**TASK STATEMENT**
Only the lines from the start of the data below through the line that contains "h-[900px] overflow-hidden flex" are to be copied, exactly and without pictures.
[Start of DATA PROVIDED]
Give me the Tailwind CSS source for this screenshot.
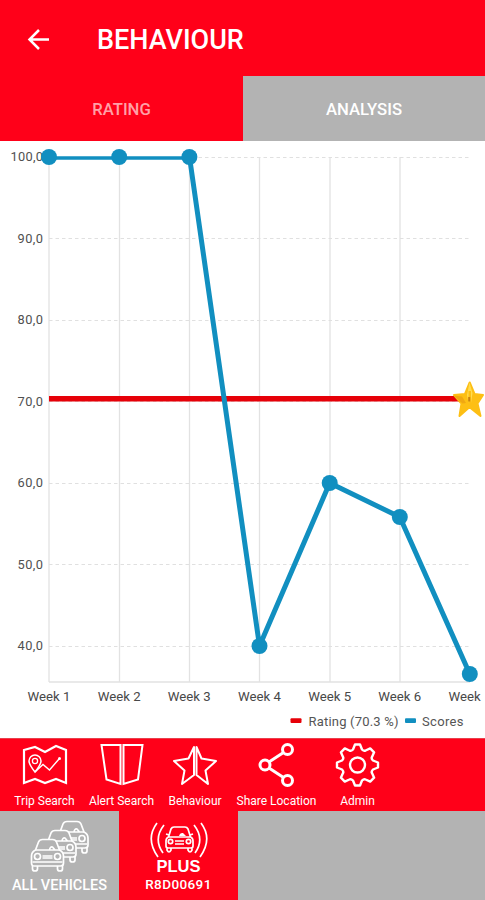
<!DOCTYPE html>
<html lang="en">
<head>
    <meta charset="UTF-8">
    <meta name="viewport" content="width=device-width, initial-scale=1.0">
    <title>Behaviour</title>
    <script src="https://cdn.jsdelivr.net/npm/@tailwindcss/browser@4"></script>
</head>
<body class="w-[485px] h-[900px] overflow-hidden flex flex-col bg-white font-['Roboto',sans-serif]">

    <header class="h-[76px] shrink-0 bg-[#ff0019] flex items-center pl-[26px] pt-[3px] text-white">
        <svg class="w-[24px] h-[24px]" viewBox="0 0 24 24" fill="none" stroke="#fff" stroke-width="2.5">
            <path d="M23 11.5H3.5M13 2L3.5 11.5L13 21"/>
        </svg>
        <h1 class="ml-[47px] pt-[2px] text-[27px] leading-none font-medium">BEHAVIOUR</h1>
    </header>

    <nav class="h-[65px] shrink-0 grid grid-cols-[243px_242px] bg-[#ff0019]">
        <div class="flex items-center justify-center pt-[2px] text-[16.7px] font-medium text-[#ffa0a8]">RATING</div>
        <div class="flex items-center justify-center pt-[2px] bg-[#b3b3b3] text-[16.7px] font-medium text-white">ANALYSIS</div>
    </nav>

    <main class="h-[597px] shrink-0">
        <svg class="block w-[485px] h-[597px]" viewBox="0 0 485 597" font-family="Roboto, sans-serif">
            <!-- grid -->
            <g stroke="#e2e2e2" stroke-width="1.3">
                <path d="M49 16V541M119.5 16V541M189.5 16V541M259.5 16V541M330 16V541M400 16V541M49 541H470"/>
                <path d="M49 16.5H470M49 97.5H470M49 179.5H470M49 260.5H470M49 342.5H470M49 423.5H470M49 505.5H470" stroke="#e0e0e0" stroke-width="1" stroke-dasharray="3.5 3"/>
            </g>
            <!-- y axis -->
            <g fill="#505050" font-size="12.8" text-anchor="end">
                <text x="43" y="20" textLength="32.500">100,0</text>
                <text x="43" y="101.5" textLength="25.500">90,0</text>
                <text x="43" y="183" textLength="25.500">80,0</text>
                <text x="43" y="264.5" textLength="25.500">70,0</text>
                <text x="43" y="346" textLength="25.500">60,0</text>
                <text x="43" y="427.5" textLength="25.500">50,0</text>
                <text x="43" y="509" textLength="25.500">40,0</text>
            </g>
            <!-- x axis -->
            <g fill="#484848" font-size="13.2" text-anchor="middle">
                <text x="49" y="560">Week 1</text>
                <text x="119.2" y="560">Week 2</text>
                <text x="189.3" y="560">Week 3</text>
                <text x="259.5" y="560">Week 4</text>
                <text x="329.7" y="560">Week 5</text>
                <text x="399.8" y="560">Week 6</text>
                <text x="448.5" y="560" text-anchor="start">Week</text>
            </g>
            <!-- rating line -->
            <path d="M49 257.7H470" stroke="#e60008" stroke-width="5.5"/>
            <!-- scores -->
            <path d="M49 17H189.5" stroke="#118fc0" stroke-width="3.5"/>
            <path d="M189.5 16L259.5 505L329.7 342L399.8 376L469.8 533" fill="none" stroke="#118fc0" stroke-width="5" stroke-linejoin="round"/>
            <g fill="#118fc0">
                <circle cx="49" cy="16" r="8"/>
                <circle cx="119.2" cy="16" r="8"/>
                <circle cx="189.4" cy="16" r="8"/>
                <circle cx="259.5" cy="505" r="8"/>
                <circle cx="329.7" cy="342" r="8"/>
                <circle cx="399.8" cy="376" r="8"/>
                <circle cx="469.8" cy="533" r="8"/>
            </g>
            <!-- star marker, split down the middle -->
            <path d="M469.7 241.5L474.5 253L483 254L477.5 262.5L480.500 275L470.500 267H468.500L459.500 275L461.500 262.500L454 254L465 253Z" fill="#fdbf14" stroke="#fdbf14" stroke-width="2" stroke-linejoin="round"/>
            <path d="M469.5 241.5L472.5 252L471 262V250H468.5V262L467 254Z" fill="#ffdc50"/>
            <path d="M453.5 254.5L462 255.5L466 262L462.5 262.5Z" fill="#f0a812"/>
            <path d="M469.2 256V260.5" stroke="#c9820f" stroke-width="2"/>
            <!-- legend -->
            <rect x="290.5" y="577.2" width="11" height="4.8" rx="1" fill="#e60008"/>
            <rect x="405" y="577.2" width="11" height="4.8" rx="1" fill="#118fc0"/>
            <g fill="#555" font-size="13">
                <text x="308.5" y="584.5" textLength="90">Rating (70.3 %)</text>
                <text x="422" y="584.5" textLength="41.5">Scores</text>
            </g>
        </svg>
    </main>

    <section class="h-[73px] shrink-0 bg-[#ff0019] border-t border-[#e8404c] flex text-white text-[12px] leading-[14px]">
        <div class="w-[83px] ml-[3px] flex flex-col items-center">
            <svg class="mt-[4px] w-[46px] h-[44px]" viewBox="0 0 46 44" fill="none" stroke="#fff" stroke-width="2.2">
                <path d="M2 7L13 4L23 9L34 3L44 7V40L34 36L23 40L13 36L2 40Z"/>
                <path d="M13 29C9 24 7 21 7 18A6 6 0 0 1 19 18C19 21 17 24 13 29Z" stroke-width="1.5"/>
                <circle cx="13" cy="18" r="2.6" stroke-width="1.3"/>
                <path d="M13 29L21 21.5L27.5 27L37 16" stroke-width="1.4"/>
                <circle cx="37.5" cy="15.5" r="1.5" fill="#fff" stroke="none"/>
            </svg>
            <span class="mt-[7px]">Trip Search</span>
        </div>
        <div class="w-[71px] flex flex-col items-center whitespace-nowrap">
            <svg class="mt-[4px] w-[46px] h-[44px]" viewBox="0 0 46 44" fill="none" stroke="#fff" stroke-width="2">
                <path d="M2.5 2H21.5V41L7.5 36.5ZM24.5 2H43.5L39 36.5L24.5 41Z"/>
                <path d="M23 1V41.5" stroke="#ff8c98" stroke-width="1"/>
            </svg>
            <span class="mt-[7px]">Alert Search</span>
        </div>
        <div class="w-[76px] flex flex-col items-center">
            <svg class="mt-[4px] w-[46px] h-[44px]" viewBox="0 0 46 44" fill="none" stroke="#fff" stroke-width="2" stroke-linejoin="round">
                <path d="M22 4L16.5 15.5L2 18L12.5 27.5L10 41L22 32ZM24.5 4L29.5 15.5L44 18L33.5 27.5L36 41L24.5 32Z"/>
            </svg>
            <span class="mt-[7px]">Behaviour</span>
        </div>
        <div class="w-[87px] flex flex-col items-center whitespace-nowrap">
            <svg class="mt-[4px] w-[46px] h-[44px]" viewBox="0 0 46 44" fill="none" stroke="#fff" stroke-width="3">
                <circle cx="33.5" cy="6.5" r="5"/>
                <circle cx="11" cy="22" r="5"/>
                <circle cx="33.5" cy="37.5" r="5"/>
                <path d="M15 19L29.5 9.5M15 25L29.5 34.5"/>
            </svg>
            <span class="mt-[7px]">Share Location</span>
        </div>
        <div class="w-[75px] flex flex-col items-center">
            <svg class="mt-[4px] w-[46px] h-[44px]" viewBox="-22.5 -22 46 44" fill="none" stroke="#fff" stroke-width="2.4" stroke-linejoin="round">
                <path d="M-2.5 -20.5H2.5L4.5 -15.5Q6.5 -13.5 8.1 -14.5L12.7 -16.6L16.6 -12.7L14.5 -8.1Q13.5 -6.5 15.5 -4.5L20.5 -2.5V2.5L15.5 4.5Q13.5 6.5 14.5 8.1L16.6 12.7L12.7 16.6L8.1 14.5Q6.5 13.5 4.5 15.5L2.5 20.5H-2.5L-4.5 15.5Q-6.5 13.5 -8.1 14.5L-12.7 16.6L-16.6 12.7L-14.5 8.1Q-13.5 6.5 -15.5 4.5L-20.5 2.5V-2.5L-15.5 -4.5Q-13.5 -6.5 -14.5 -8.1L-16.6 -12.7L-12.7 -16.6L-8.1 -14.5Q-6.5 -13.5 -4.5 -15.5Z"/>
                <circle r="7.5"/>
            </svg>
            <span class="mt-[7px]">Admin</span>
        </div>
    </section>

    <footer class="h-[89px] shrink-0 bg-[#b3b3b3] flex text-white">
        <div class="w-[119px] flex flex-col items-center">
            <svg class="mt-[9px] w-[60px] h-[52px]" viewBox="0 0 60 52" fill="#b3b3b3" stroke="#fff" stroke-width="1.7" stroke-linejoin="round">
                <defs>
                    <g id="car">
                        <path d="M2 24V31Q2 33 4.5 33Q7 33 7 31V28M27 28V31Q27 33 29.5 33Q32 33 32 31V24"/>
                        <path d="M5 12L8 4Q9 1.5 12 1.5H22Q25 1.5 26 4L29 12Q33 14 33 18V25Q33 28 30 28H4Q1 28 1 25V18Q1 14 5 12Z"/>
                        <path d="M5 12H29M19 12Q19.5 8.5 22 9L24.5 12" fill="none"/>
                        <circle cx="7" cy="18.5" r="3"/>
                        <circle cx="27" cy="18.5" r="3"/>
                        <path d="M12 18H22M12 20H22M2 24H32" fill="none" stroke-width="1.3"/>
                    </g>
                </defs>
                <use href="#car" transform="translate(25 0)"/>
                <use href="#car" transform="translate(13 9)"/>
                <use href="#car" transform="translate(0.5 18)"/>
            </svg>
            <span class="mt-[6px] text-[14.5px] leading-[16px] font-medium">ALL VEHICLES</span>
        </div>
        <div class="w-[119px] bg-[#ff0019] flex flex-col items-center">
            <svg class="mt-[10px] w-[60px] h-[37px]" viewBox="0 0 60 37" fill="none" stroke="#fff" stroke-width="1.7" stroke-linejoin="round">
                <path d="M8 2Q-4 18 9 36M15 4Q4 18 14 32M52 2Q64 18 51 36M45 4Q56 18 46 32"/>
                <path d="M19.5 16L22 8Q23 6 25 6H36Q38 6 39 8L41.5 16Q44 17 44 20V25Q44 27 42 27H19Q17 27 17 25V20Q17 17 19.5 16ZM20 16H41M20 14L17 13M41 14L44 13M18 27V29Q20 33 22 29V27M39 27V29Q41 33 43 29V27M26 20H35M26 23H35"/>
                <circle cx="21.5" cy="20.5" r="2.2"/>
                <circle cx="39.5" cy="20.5" r="2.2"/>
                <path d="M30 15Q31 11.5 34 12L37 15Z" fill="#fff" stroke="none"/>
            </svg>
            <span class="text-[16.5px] leading-[17px] font-bold font-['Liberation_Sans',sans-serif]">PLUS</span>
            <span class="mt-px text-[13.5px] leading-[16px] font-medium tracking-[0.4px]">R8D00691</span>
        </div>
    </footer>

</body>
</html>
[End of DATA PROVIDED]
**FINAL RESULT**
Give me the Tailwind CSS source for this screenshot.
<!DOCTYPE html>
<html lang="en">
<head>
    <meta charset="UTF-8">
    <meta name="viewport" content="width=device-width, initial-scale=1.0">
    <title>Behaviour</title>
    <script src="https://cdn.jsdelivr.net/npm/@tailwindcss/browser@4"></script>
</head>
<body class="w-[485px] h-[900px] overflow-hidden flex flex-col bg-white font-['Roboto',sans-serif]">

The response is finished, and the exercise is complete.